Step 7: Box Plots Grouped by Categories
If your dataset includes categorical variables like region or income group:
-
Use grouped box plots to compare health expenditures or outcomes across categories.
-
This can reveal disparities or inequalities.
For example, comparing average life expectancy across income groups at different expenditure levels.
Step 8: Interactive Visualizations
Using tools like Plotly, Tableau, or Power BI, create interactive charts:
-
Enable filtering by country, year, or other attributes.
-
Hover features to display detailed data points.
-
Dynamic scatter plots to explore trends over time.
Step 9: Time Series Analysis and Visualization
If your data spans multiple years:
-
Plot health expenditures and outcomes over time.
-
Use line charts to observe temporal trends and shifts.
-
Animate scatter plots over years to visualize evolution.

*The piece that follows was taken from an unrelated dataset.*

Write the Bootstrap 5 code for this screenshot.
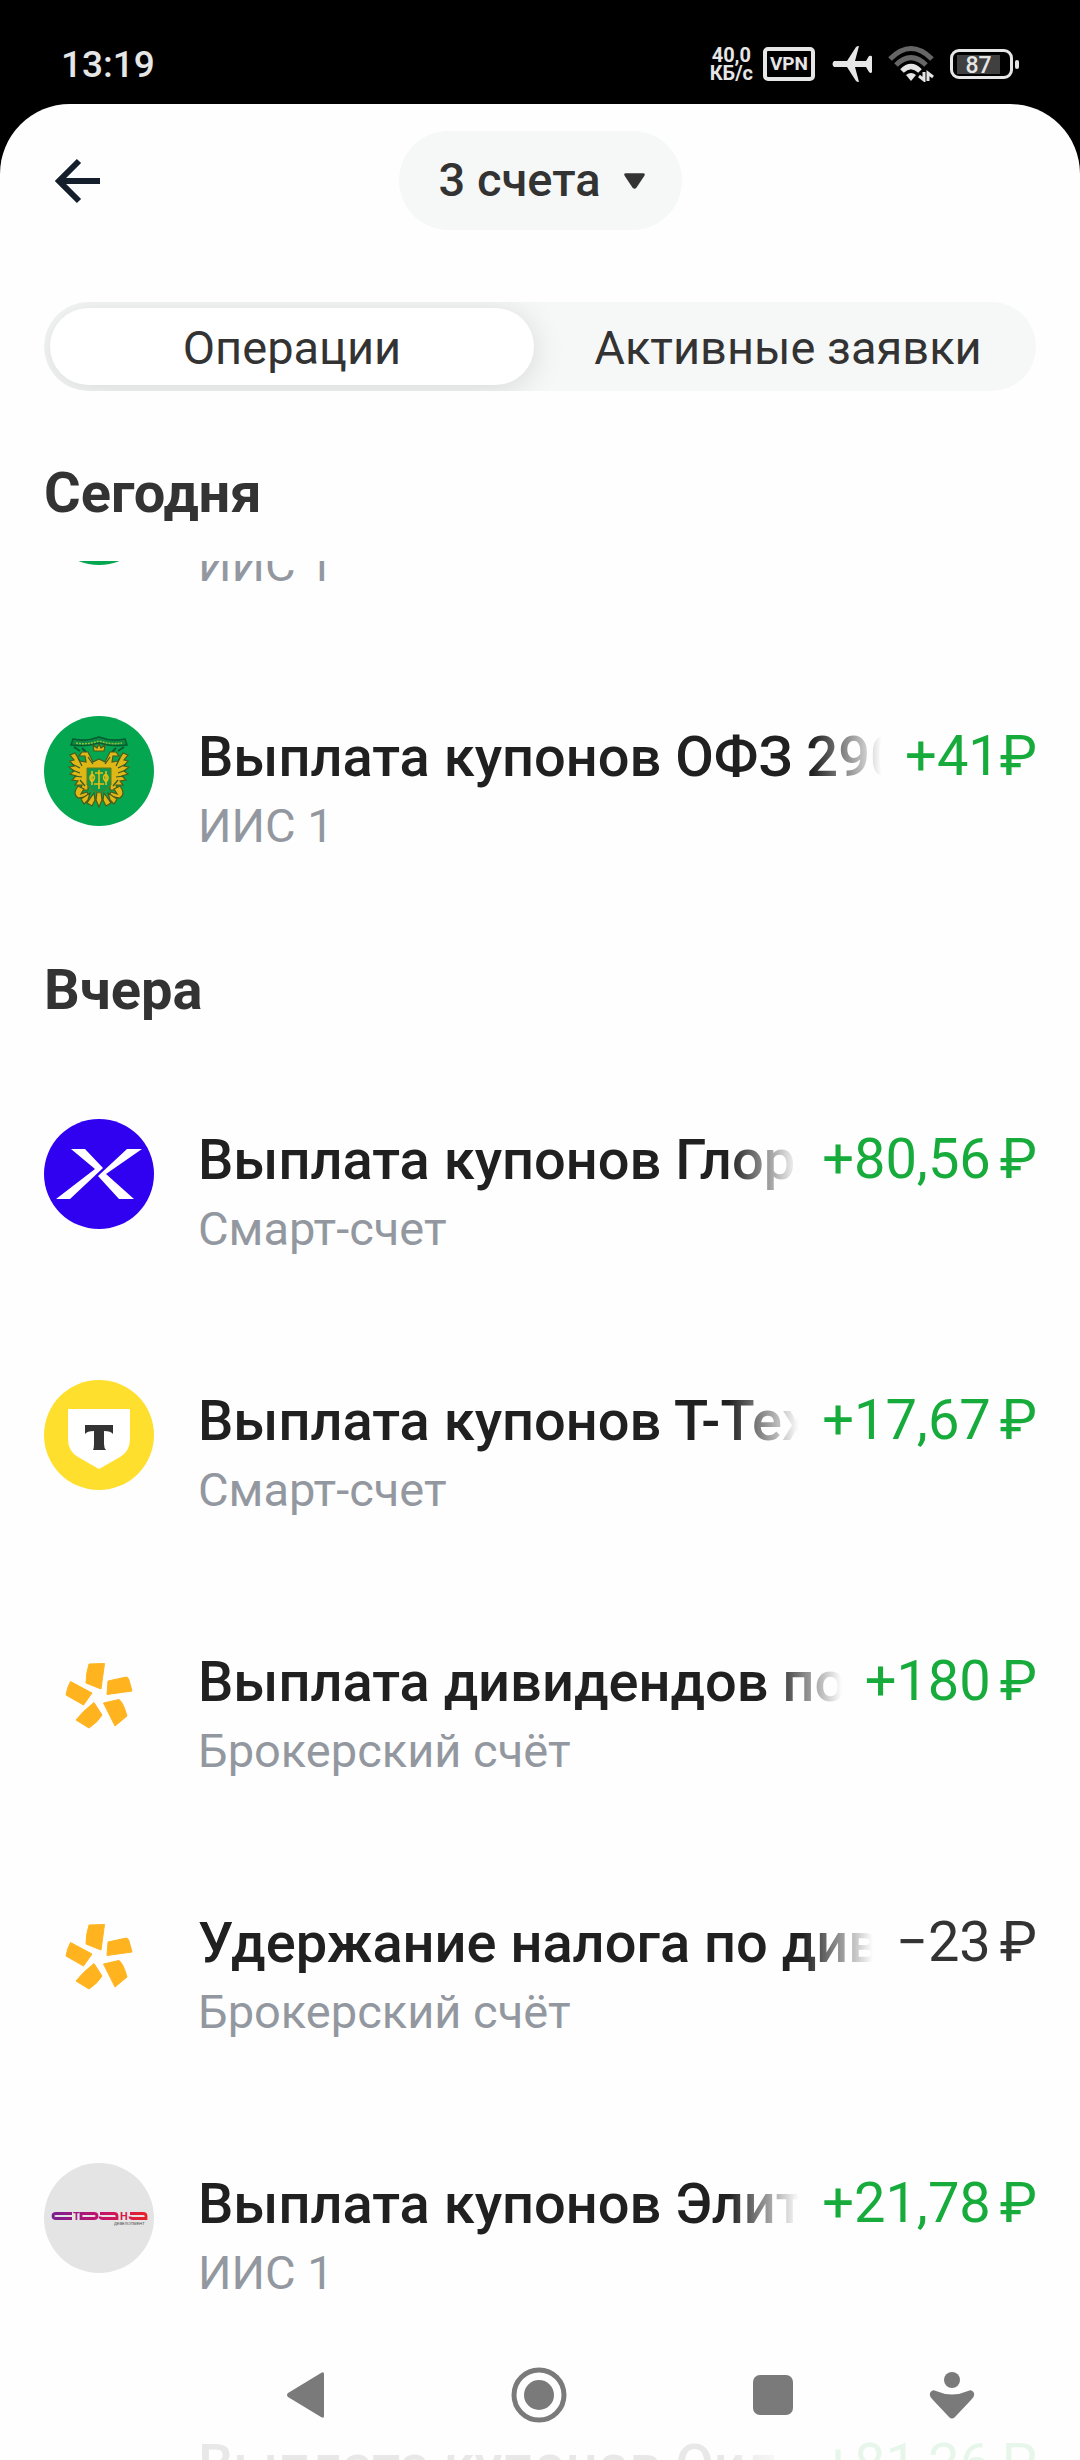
<!DOCTYPE html>
<html lang="ru">
<head>
<meta charset="utf-8">
<meta name="viewport" content="width=device-width, initial-scale=1">
<title>Операции</title>
<link href="https://cdn.jsdelivr.net/npm/bootstrap@5.3.0/dist/css/bootstrap.min.css" rel="stylesheet">
<style>
  body { font-family: Roboto, "Noto Sans", sans-serif; background: #000; color: #333; }
  svg { display: block; flex-shrink: 0; }
  .status-bar { height: 104px; padding: 46px 61px 0; color: #e6e6e6; }
  .clock { font-size: 37px; font-weight: 500; line-height: 38px; }
  .net-speed { font-size: 20px; font-weight: 700; line-height: 18px; margin-right: 10px; }
  .vpn-tag { width: 52px; height: 34px; border: 4px solid #e6e6e6; border-radius: 5px; font-size: 19px; font-weight: 700; line-height: 26px; }
  .battery { width: 63px; height: 30px; border: 3px solid #e6e6e6; border-radius: 9px; padding: 3px 4px; }
  .battery-fill { width: 43px; height: 19px; background: #404040; font-size: 23px; font-weight: 500; line-height: 21px; }
  .battery-tip { width: 4px; height: 9px; margin-left: 2px; border-radius: 2px; background: #e6e6e6; }
  .sheet { background: #fefefe; border-radius: 70px 70px 0 0; }
  .top-bar { display: grid; grid-template-columns: 1fr auto 1fr; padding: 27px 44px 0; }
  .back-btn { padding: 0 11px; }
  .account-btn { height: 99px; padding: 0 37px 0 40px; gap: 23px; background: #f6f8f7; font-size: 47px; font-weight: 500; color: #333; }
  .switch { margin: 72px 44px 0; height: 89px; padding: 6px; gap: 12px; background: #f6f8f7; }
  .switch .nav-link { height: 77px; padding: 0; font-size: 47px; line-height: 79px; color: #333; border-radius: 39px; }
  .switch .nav-link.active { background: #fff; color: #333; box-shadow: 0 4px 32px rgba(0, 0, 0, .13); }
  .day-title { font-size: 56px; font-weight: 700; line-height: 66px; margin: 0; padding: 42px 0 34px; }
  .day-title.pinned { padding: 69px 44px 35px; }
  .feed { padding: 0 43px 0 44px; }
  .feed > ul:first-child { margin-top: -168px; }
  .op { height: 261px; padding-top: 62px; gap: 44px; }
  .op-body { padding-top: 8px; min-width: 0; }
  .op-name { font-size: 56px; font-weight: 500; line-height: 66px; color: #202020; white-space: nowrap; overflow: hidden; min-width: 0;
    -webkit-mask-image: linear-gradient(to left, transparent, #000 70px); mask-image: linear-gradient(to left, transparent, #000 70px); }
  .op-line { gap: 23px; }
  .op-sum { font-size: 56px; line-height: 64px; white-space: nowrap; }
  .op-sum span { margin-left: 9px; }
  .plus { color: #17ab3c; }
  .op-account { font-size: 47px; line-height: 56px; margin-top: 8px; color: #9398a0; }
  .sys-nav { height: 130px; background: rgba(254, 254, 254, .9); }
  .sys-nav .btn { flex: 234 1 0; padding: 0; border: 0; }
  .sys-nav .btn:last-of-type { flex-grow: 124; }
  .sys-nav .edge-start { flex: 188 1 0; }
  .sys-nav .edge-end { flex: 66 1 0; }
</style>
</head>
<body>
<svg width="0" height="0" class="position-absolute" aria-hidden="true">
  <defs>
    <symbol id="petals" viewBox="0 0 110 110">
      <g fill="#ffb41f" stroke="#ffb41f" stroke-width="1" stroke-linejoin="round">
        <path d="M45 23L60.500 22.500L57 48L42 42Q42 32 45 23Z"/>
        <path d="M64 40L80 36.500Q84 35 85 39L88 50L63 53.500Z"/>
        <path d="M59.500 62L75 58.500Q79 61 83 75L71 85Z"/>
        <path d="M50 61.500L58 74Q54 81 45 87L32 79Q39 70 50 61.500Z"/>
        <path d="M26.500 40.500L48 52L39.500 64L22 54Q23 47 26.500 40.500Z"/>
      </g>
    </symbol>
    <symbol id="crest" viewBox="0 0 110 110">
      <circle cx="55" cy="55" r="55" fill="#05a650"/>
      <path d="M29 23Q42 26 55 21Q68 26 81 23L83 29Q69 31 55 27Q41 31 27 29Z" fill="#0b8a44" stroke="#075c30" stroke-width="1.500"/>
      <path d="M32 27Q43 29 55 25Q67 29 78 27" fill="none" stroke="#8fc23a" stroke-width="1.500" stroke-dasharray="2 1"/>
      <path d="M30 31L36 35M80 31L74 35M38 32L42 36M72 32L68 36" stroke="#075c30" stroke-width="2"/>
      <g fill="#dfb716" stroke="#4d5a1a" stroke-width="1.200">
        <path d="M50 35L49 29L53 32L55 28L57 32L61 29L60 35Z"/>
        <path d="M49 46L44 36L38 36L35 40L41 40L42 46L36 45L31 37L26 39L30 44L26 45L30 50L25 51L30 55L26 58L32 60L28 64L34 65L31 69L38 69L36 74L44 74L44 53L66 53L66 74L74 74L72 69L79 69L76 65L82 64L78 60L84 58L80 55L85 51L80 50L84 45L80 44L84 39L79 37L74 45L68 46L69 40L75 40L72 36L66 36L61 46L55 43Z"/>
        <path d="M34 70L40 73L37 78L43 76L45 80L34 82Q28 78 34 70ZM76 70L70 73L73 78L67 76L65 80L76 82Q82 78 76 70Z"/>
        <path d="M53 76L57 76L58 84L55 91L52 84ZM50 77L43 87L48 90L51 84ZM60 77L67 87L62 90L59 84ZM46 77L37 83L40 88L44 84ZM64 77L73 83L70 88L66 84Z"/>
      </g>
      <path d="M43 52H67V69Q62 75 55 77Q48 75 43 69Z" fill="#11984a" stroke="#6a7817" stroke-width="1"/>
      <path d="M55 54V73M48 55V69M62 55V69M48 58Q53 61 48 66Q44 62 48 58M62 58Q57 61 62 66Q66 62 62 58M51 57H59M50 68H60" fill="none" stroke="#e8bd12" stroke-width="1.600"/>
      <path d="M28 48L36 52M28 54L36 57M30 60L38 61M82 48L74 52M82 54L74 57M80 60L72 61M44 41L49 48M66 41L61 48M34 42L38 50M76 42L72 50M36 64L41 70M74 64L69 70" stroke="#31592a" stroke-width="1.200"/>
    </symbol>
  </defs>
</svg>

<div class="vh-100 d-flex flex-column overflow-hidden">
  <header class="status-bar flex-shrink-0 d-flex align-items-start justify-content-between">
    <span class="clock">13:19</span>
    <div class="d-flex align-items-center">
      <div class="net-speed text-center">40,0<br>КБ/с</div>
      <div class="vpn-tag text-center me-3">VPN</div>
      <svg class="me-3" width="41" height="36" viewBox="0 0 41 36" fill="#e6e6e6" aria-hidden="true"><path d="M3 15H16L25 1Q26 0 28 0L24 15H35L38 10Q41 9 41 11V26Q40 28 38 26L35 21H24L28 36Q26 36 25 35L16 21H3Q0 18 3 15Z"/></svg>
      <svg class="me-3" width="46" height="36" viewBox="0 0 46 36" fill="none" aria-hidden="true">
        <path d="M2 13Q23 -8 44 13" stroke="#666" stroke-width="5"/><path d="M8 19Q23 4 38 19" stroke="#666" stroke-width="5"/>
        <path d="M14 25Q23 16 32 25" stroke="#e6e6e6" stroke-width="5"/><path d="M18 29Q23 25 28 29L23 35Z" fill="#e6e6e6"/>
        <path d="M36 26V34L31 30M40 35V27L45 31" stroke="#e6e6e6" stroke-width="3"/>
      </svg>
      <div class="battery"><div class="battery-fill text-center">87</div></div>
      <div class="battery-tip"></div>
    </div>
  </header>

  <main class="sheet flex-grow-1 d-flex flex-column overflow-hidden">
    <div class="top-bar align-items-center">
      <button type="button" class="btn back-btn border-0 me-auto" aria-label="Назад">
        <svg width="46" height="46" viewBox="0 0 46 46" fill="none" stroke="#151f2c" stroke-width="6"><path d="M24 3L4 23L24 43M5 23H45"/></svg>
      </button>
      <button type="button" class="btn account-btn rounded-pill border-0 d-flex align-items-center">3 счета
        <svg width="21" height="16" viewBox="0 0 22 16" fill="#333" aria-hidden="true"><path d="M2 0H20Q23 0 21 3L13 15Q11 17 9 15L1 3Q-1 0 2 0Z"/></svg>
      </button>
    </div>

    <div class="switch nav nav-pills nav-fill flex-nowrap flex-shrink-0 rounded-pill overflow-hidden" role="tablist">
      <button type="button" class="nav-link active w-50" role="tab" aria-selected="true">Операции</button>
      <button type="button" class="nav-link w-50" role="tab" aria-selected="false">Активные заявки</button>
    </div>

    <h2 class="day-title pinned">Сегодня</h2>

    <section class="feed flex-grow-1 overflow-hidden">
      <ul class="list-unstyled mb-0">
        <li class="op d-flex align-items-start">
          <svg width="110" height="110"><use href="#crest"/></svg>
          <div class="op-body flex-grow-1">
            <div class="op-line d-flex justify-content-between"><div class="op-name">Выплата купонов ОФЗ 290</div><div class="op-sum plus">+41₽</div></div>
            <div class="op-account">ИИС 1</div>
          </div>
        </li>
        <li class="op d-flex align-items-start">
          <svg width="110" height="110"><use href="#crest"/></svg>
          <div class="op-body flex-grow-1">
            <div class="op-line d-flex justify-content-between"><div class="op-name">Выплата купонов ОФЗ 29006</div><div class="op-sum plus">+41₽</div></div>
            <div class="op-account">ИИС 1</div>
          </div>
        </li>
      </ul>

      <h2 class="day-title">Вчера</h2>
      <ul class="list-unstyled mb-0">
        <li class="op d-flex align-items-start">
          <svg width="110" height="110" viewBox="0 0 110 110"><circle cx="55" cy="55" r="55" fill="#3000f0"/><path fill="#fff" d="M27 30H41L59 49L26 80H12L51 50ZM83 30H98L62 55L90 80H75L54 57Z"/></svg>
          <div class="op-body flex-grow-1">
            <div class="op-line d-flex justify-content-between"><div class="op-name">Выплата купонов Глоракс</div><div class="op-sum plus">+80,56<span>₽</span></div></div>
            <div class="op-account">Смарт-счет</div>
          </div>
        </li>
        <li class="op d-flex align-items-start">
          <svg width="110" height="110" viewBox="0 0 110 110"><circle cx="55" cy="55" r="55" fill="#ffdf2d"/><path fill="#fff" d="M24 29H86V59Q86 71 76 77L55 89L34 77Q24 71 24 59Z"/><path fill="#333" d="M41 45H69V54Q67 51 60 51V64Q60 68 62 70H49Q50 68 50 64V51Q43 51 41 54Z"/></svg>
          <div class="op-body flex-grow-1">
            <div class="op-line d-flex justify-content-between"><div class="op-name">Выплата купонов Т-Технологии</div><div class="op-sum plus">+17,67<span>₽</span></div></div>
            <div class="op-account">Смарт-счет</div>
          </div>
        </li>
        <li class="op d-flex align-items-start">
          <svg width="110" height="110"><use href="#petals"/></svg>
          <div class="op-body flex-grow-1">
            <div class="op-line d-flex justify-content-between"><div class="op-name">Выплата дивидендов по акциям</div><div class="op-sum plus">+180<span>₽</span></div></div>
            <div class="op-account">Брокерский счёт</div>
          </div>
        </li>
        <li class="op d-flex align-items-start">
          <svg width="110" height="110"><use href="#petals"/></svg>
          <div class="op-body flex-grow-1">
            <div class="op-line d-flex justify-content-between"><div class="op-name">Удержание налога по дивидендам</div><div class="op-sum">−23<span>₽</span></div></div>
            <div class="op-account">Брокерский счёт</div>
          </div>
        </li>
        <li class="op d-flex align-items-start">
          <svg width="110" height="110" viewBox="0 0 110 110">
            <defs><linearGradient id="brand" gradientUnits="userSpaceOnUse" x1="8" y1="0" x2="103" y2="0"><stop offset="0" stop-color="#7a1f92"/><stop offset=".5" stop-color="#c3126e"/><stop offset="1" stop-color="#e8222a"/></linearGradient></defs>
            <circle cx="55" cy="55" r="55" fill="#e4e4e4"/>
            <g fill="none" stroke="url(#brand)" stroke-width="2.800">
              <path d="M28 50.500H12Q9 50.500 9 53Q9 55.500 12 55.500H28"/>
              <path d="M37 57V50.500H50Q53 50.500 53 53Q53 55.500 50 55.500H37"/>
              <path d="M56 50.500H70Q73 50.500 73 53V57M73 55.500H59Q56 55.500 56 53.500"/>
              <path d="M86 50.500H99Q102 50.500 102 53V57M102 55.500H89Q86 55.500 86 53.500"/>
            </g>
            <g fill="url(#brand)" font-family="Roboto, sans-serif" font-weight="700" font-size="11"><text x="29" y="57">Т</text><text x="76" y="57">Н</text></g>
            <text x="70" y="62" font-family="Liberation Sans, sans-serif" font-size="4" fill="#444">ДЕВЕЛОПМЕНТ</text>
          </svg>
          <div class="op-body flex-grow-1">
            <div class="op-line d-flex justify-content-between"><div class="op-name">Выплата купонов Элит Строй</div><div class="op-sum plus">+21,78<span>₽</span></div></div>
            <div class="op-account">ИИС 1</div>
          </div>
        </li>
        <li class="op d-flex align-items-start">
          <svg width="110" height="110" aria-hidden="true"></svg>
          <div class="op-body flex-grow-1">
            <div class="op-line d-flex justify-content-between"><div class="op-name">Выплата купонов Оил Ресурс</div><div class="op-sum plus">+81,26<span>₽</span></div></div>
            <div class="op-account">ИИС 1</div>
          </div>
        </li>
      </ul>
    </section>
  </main>
</div>

<nav class="sys-nav fixed-bottom d-flex align-items-center" aria-label="Система">
  <span class="edge-start"></span>
  <button type="button" class="btn d-flex justify-content-center" aria-label="Назад"><svg width="38" height="46" viewBox="0 0 38 46" fill="#7a7a7a"><path d="M35 1Q38 -1 38 2V44Q38 47 35 45L2 25Q0 23 2 21Z"/></svg></button>
  <button type="button" class="btn d-flex justify-content-center" aria-label="Домой"><svg width="56" height="56" viewBox="0 0 56 56"><circle cx="28" cy="28" r="25" fill="none" stroke="#7a7a7a" stroke-width="5"/><circle cx="28" cy="28" r="15" fill="#7a7a7a"/></svg></button>
  <button type="button" class="btn d-flex justify-content-center" aria-label="Недавние"><svg width="40" height="40" viewBox="0 0 40 40"><rect width="40" height="40" rx="7" fill="#7a7a7a"/></svg></button>
  <button type="button" class="btn d-flex justify-content-center" aria-label="Специальные возможности"><svg width="46" height="48" viewBox="0 0 46 48" fill="#7a7a7a"><circle cx="23" cy="9" r="8"/><path d="M7 20Q23 27 39 20Q43 18 45 22Q46 26 42 29L26 46Q23 49 20 46L4 29Q0 26 1 22Q3 18 7 20Z"/></svg></button>
  <span class="edge-end"></span>
</nav>
<script src="https://cdn.jsdelivr.net/npm/bootstrap@5.3.0/dist/js/bootstrap.bundle.min.js"></script>
</body>
</html>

Step 10: Multivariate Visualizations
Incorporate additional variables influencing health outcomes:
-
Bubble charts: Represent three dimensions (e.g., expenditures, outcomes, and GDP size).
-
Pair plots: Show scatter plots of several variable pairs simultaneously.
Common Insights from EDA Visualizations
-
Positive correlation: Generally, higher health expenditures are associated with better outcomes like longer life expectancy.
-
Diminishing returns: After a threshold, increased spending may not yield proportionate improvements.
-
Outliers: Some countries may have high spending but poor outcomes due to inefficiencies.
-
Regional patterns: Developing vs developed nations show different expenditure-outcome relationships.
Conclusion
Effective visualization during EDA is vital to explore the complex relationship between health expenditures and health outcomes. By combining statistical summaries with diverse graphical techniques such as scatter plots, box plots, heatmaps, and interactive dashboards, analysts can uncover meaningful patterns, guide policy decisions, and identify areas needing deeper investigation. The visual storytelling provided by EDA sets a strong foundation for predictive modeling and health economics research.